The Crown of Unknowing

            R Hodges

            © December 2015

 

Text Box:  
Obelisk at Heliopolis

Consider the obelisk. It is made of the same stone that the cities of man are made of; but it stands alone amongst the ordinary buildings. What does it represent?

 

The base is square. It represents Reason, the crown of the animal, which makes the animal human.

 

The obelisk is solid, hewn as one whole by hard labor from the living rock. It is not hollow like buildings are made, to hide the many sins and crimes committed within them. This means that the obelisk represents something substantial, even though originally conceived by “imagination [which] bodies forth the forms of things unknown…and gives to airy nothing a local habitation and a name” (A Midsummer Night’s Dream, Wm. Shakespeare).

 

It is erected by means of an invention which, no longer needed, has been forgotten. Reaching skyward, the trunk of the column soars high above the ordinary occupations and ideas of man. It represents Gnosis, knowledge of higher things. This is the crown of Man, which makes Man a Seeker.

 

It narrows gradually toward the top.
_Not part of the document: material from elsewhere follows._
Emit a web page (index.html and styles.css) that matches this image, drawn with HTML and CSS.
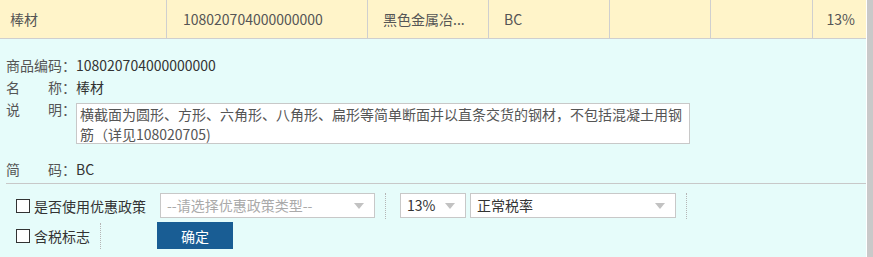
FILE: index.html
```html
<!DOCTYPE html>
<html lang="zh-CN">
<head>
    <meta charset="UTF-8" />
    <title>商品编码</title>
    <link rel="stylesheet" href="styles.css">
</head>
<body>
    <div class="page">
        <div class="main">
            <div class="grid-row">
                <div class="cell c1">棒材</div>
                <div class="cell c2">108020704000000000</div>
                <div class="cell c3">黑色金属冶...</div>
                <div class="cell c4">BC</div>
                <div class="cell c5"></div>
                <div class="cell c6"></div>
                <div class="cell c7">13%</div>
            </div>

            <div class="detail">
                <div class="info">
                    <div class="line">
                        <span class="lbl lbl-plain">商品编码</span><span class="colon">：</span>
                        <span class="val">108020704000000000</span>
                    </div>
                    <div class="line">
                        <span class="lbl">名称</span><span class="colon">：</span>
                        <span class="val">棒材</span>
                    </div>
                    <div class="line line-top">
                        <span class="lbl">说明</span><span class="colon">：</span>
                        <div class="memo">横截面为圆形、方形、六角形、八角形、扁形等简单断面并以直条交货的钢材，不包括混凝土用钢筋（详见108020705)</div>
                    </div>
                    <div class="line line-short">
                        <span class="lbl">简码</span><span class="colon">：</span>
                        <span class="val">BC</span>
                    </div>
                </div>

                <div class="options">
                    <div class="opt-row">
                        <label class="check"><span class="box"></span>是否使用优惠政策</label>
                        <div class="select sel-policy placeholder">--请选择优惠政策类型--<i class="arrow"></i></div>
                        <span class="sep"></span>
                        <div class="select sel-rate">13%<i class="arrow"></i></div>
                        <div class="select sel-type">正常税率<i class="arrow"></i></div>
                        <span class="sep"></span>
                    </div>
                    <div class="opt-row opt-row2">
                        <label class="check"><span class="box"></span>含税标志</label>
                        <span class="sep sep2"></span>
                        <button type="button" class="btn">确定</button>
                    </div>
                </div>
            </div>
        </div>
        <div class="scrollbar"></div>
    </div>
</body>
</html>
```

FILE: styles.css
```css
html, body {
    margin: 0;
    padding: 0;
}

body {
    font-family: "Noto Sans CJK SC", "Liberation Sans", sans-serif;
    font-size: 14px;
    color: #333;
    background: #fff;
}

.page {
    display: flex;
    width: 873px;
    height: 257px;
    overflow: hidden;
}

.main {
    width: 866px;
    display: flex;
    flex-direction: column;
}

.scrollbar {
    width: 6px;
    border-left: 1px solid #fff;
    background: #c9c9c9;
}

/* top row */
.grid-row {
    display: flex;
    height: 38px;
    background: #fff4c9;
    border-bottom: 1px solid #cfcfcf;
    color: #555;
}

.cell {
    box-sizing: border-box;
    height: 38px;
    line-height: 38px;
    border-right: 1px solid #cfcfcf;
    white-space: nowrap;
    overflow: hidden;
}

.c1 { width: 167px; padding-left: 10px; }
.c2 { width: 201px; padding-left: 16px; }
.c3 { width: 121px; padding-left: 15px; }
.c4 { width: 121px; padding-left: 15px; }
.c5 { width: 101px; }
.c6 { width: 102px; }
.c7 { flex: 1; border-right: none; text-align: right; padding-right: 11px; }

/* detail */
.detail {
    flex: 1;
    background: #e6fcfa;
}

.info {
    margin-left: 6px;
    padding-top: 15px;
    padding-bottom: 3px;
    border-bottom: 1px solid #c8c8c8;
}

.line {
    display: flex;
    align-items: flex-start;
    line-height: 22px;
}

.line-short {
    margin-top: 14px;
}

.lbl {
    width: 56px;
    color: #555;
    text-align: justify;
    text-align-last: justify;
}

.colon {
    width: 14px;
    color: #555;
}

.val {
    color: #333;
}

.memo {
    box-sizing: border-box;
    width: 614px;
    height: 41px;
    margin-top: 5px;
    padding: 0 3px;
    background: #fff;
    border: 1px solid #c8c8c8;
    color: #555;
    line-height: 20px;
}

/* options */
.options {
    padding: 8px 0 0 16px;
}

.opt-row {
    display: flex;
    align-items: center;
    height: 27px;
}

.opt-row2 {
    margin-top: 3px;
}

.check {
    display: flex;
    align-items: center;
    color: #333;
    width: 144px;
}

.box {
    box-sizing: border-box;
    width: 14px;
    height: 14px;
    border: 1px solid #333;
    background: #fff;
    margin-right: 4px;
}

.select {
    position: relative;
    box-sizing: border-box;
    height: 25px;
    line-height: 23px;
    padding-left: 6px;
    background: #fff;
    border: 1px solid #c8c8c8;
    color: #333;
    white-space: nowrap;
}

.placeholder {
    color: #aaa;
}

.arrow {
    position: absolute;
    right: 10px;
    top: 9px;
    width: 0;
    height: 0;
    border-left: 5px solid transparent;
    border-right: 5px solid transparent;
    border-top: 6px solid #c2c2c2;
}

.sel-policy { width: 215px; }
.sel-rate { width: 66px; margin-right: 4px; }
.sel-type { width: 206px; }

.sep {
    height: 26px;
    border-left: 1px dotted #b5b5b5;
    margin: 0 14px 0 10px;
}

.sep2 {
    margin: 0 56px 0 -60px;
}

.btn {
    width: 76px;
    height: 27px;
    border: none;
    background: #195d94;
    color: #fff;
    font-family: inherit;
    font-size: 14px;
    cursor: pointer;
}
```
As idea and image build upon each other, they rise further from the ground, the animal. The passage upward narrows, becomes less easy for merely human Reason to fit.

 

At a certain height there is a sudden increase of the inward slope. Here is an interval above which instability would prevail. Reason cannot continue without danger. Something other is needed to go further. The column is topped by a short pyramid narrowing to a point. The pyramid is the Crown of Unknowing, which elevates the Seeker above illusory attachment to particular ideas and images, rendering his mind and heart “capable of every form” (The Interpreter of Desires, Ibn Arabi).

 

The point, a nothingness, casts a shadow on the earth that marks the days and hours. The point itself subsumes all time and represents eternity.

 

Parallel to the obelisk of Gnosis, nearly indistinguishable from it, stands the obelisk of Religion. At its base are the polytheisms, the pantheisms, the cosmos of the Manifold Gods, with their fantastic stories. Higher there appears an apotheosis, an absolute God who subsumes the gods. A little higher, toward the top, there is One God Alone, the cosmos of monotheism. Approaching the break towards the upper pyramid, God becomes further from Man and his Reason. His nature and Being flee towards incomprehensibility.

 

The pyramid atop the obelisk of Religion is the miracle of apophasis—the unsaying of God, since God’s name is no longer sayable. Words fail and fall away. Reason and feeling are purified and become one. Man, dying to himself, becomes immortal.